With the distance to the Moon known, the stage was set for another Greek astronomer, Aristarchus, to take the first stab at determining the Earth’s distance from the Sun. Aristarchus realized that when the Moon was exactly half illuminated, it formed a right triangle with the Earth and the Sun. Now knowing the distance between the Earth and the Moon, all he needed was the angle between the Moon and Sun at this moment to compute the distance of the Sun itself. Aristarchus estimated this angle to be 87 degrees, not terribly far from the true value of 89.83 degrees. But when the distances involved are enormous, small errors can be quickly magnified. His result was off by a factor of more than a thousand.

Over the next two thousand years, better observations applied to Aristarchus’ method would bring us within 3 or 4 times the true value. There was still only one method of directly measuring distance and that was parallax. But, finding the parallax of the Sun was far more challenging than that of the Moon. After all, the Sun is essentially featureless and its incredible brightness obliterates any view we might have of the stars that lurk behind. 

Enter planetary relational distance and the key is the transit of Venus. Johannes Kepler and Isaac Newton had shown that the distances between the planets were all related; find one and you would know them all. During a transit, the planet crosses in front of the Sun as seen from Earth. From different locations, Venus will appear to cross larger or smaller parts of the Sun. Kind of like a planetary eclipse. By timing how long these crossings take, James Gregory and Edmond Halley (the comet guy) realized that the distance to Venus (and hence the Sun) could be determined.

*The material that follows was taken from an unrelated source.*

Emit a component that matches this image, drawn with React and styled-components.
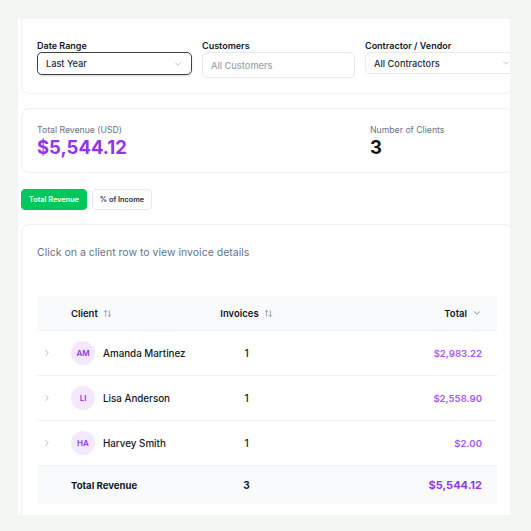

This presented a small problem though. Venus is only in transit once a generation (though often come in pairs). By the time Halley realized that this method would work, he knew that he was too old to have a chance to complete it himself. So, in hope that a future generation would undertake the task, he wrote out specific instructions on how the observations must be carried out. In order for the end result to have the desired accuracy, the timing of the transit needed to be measured down to the second. In order to have a large separation in distance, the observing sites would need to be located at the far reaches of the Earth. And, in order to ensure that cloudy weather didn’t ruin the chance of success, observers would be needed at locations all over the globe.

Despite these challenges, astronomers in France and England resolved that they would collect the necessary data during the 1761 transit. Although not all observers were successful (clouds blocked some, warships others), when combined with data collected during another transit eight years later, the undertaking had been a success. French astronomer Jerome Lalande collected all the data and computed the first fairly accurate distance to the Sun: 153 million kilometers, good to within three percent of the true value!

By the way, the number we’re talking about here is called the Earth’s semi-major axis, meaning that it’s the average distance between the Earth and the Sun. Because the Earth’s orbit isn’t perfectly round, we actually get about 3% closer and farther throughout the course of a year. Also, like many numbers in modern science, the formal definition of the astronomical unit has been altered a bit. As of 2012, 1 AU = 149,597,870,700 meters exactly, regardless of whether we find the Earth’s semi-major axis is slightly different in the future.

Tl;dr: Bunch of guys, over a period of two thousand years, armed with a bit of creative ingenuity and a celestial phenomenon, used high school level trigonometry to figure it out.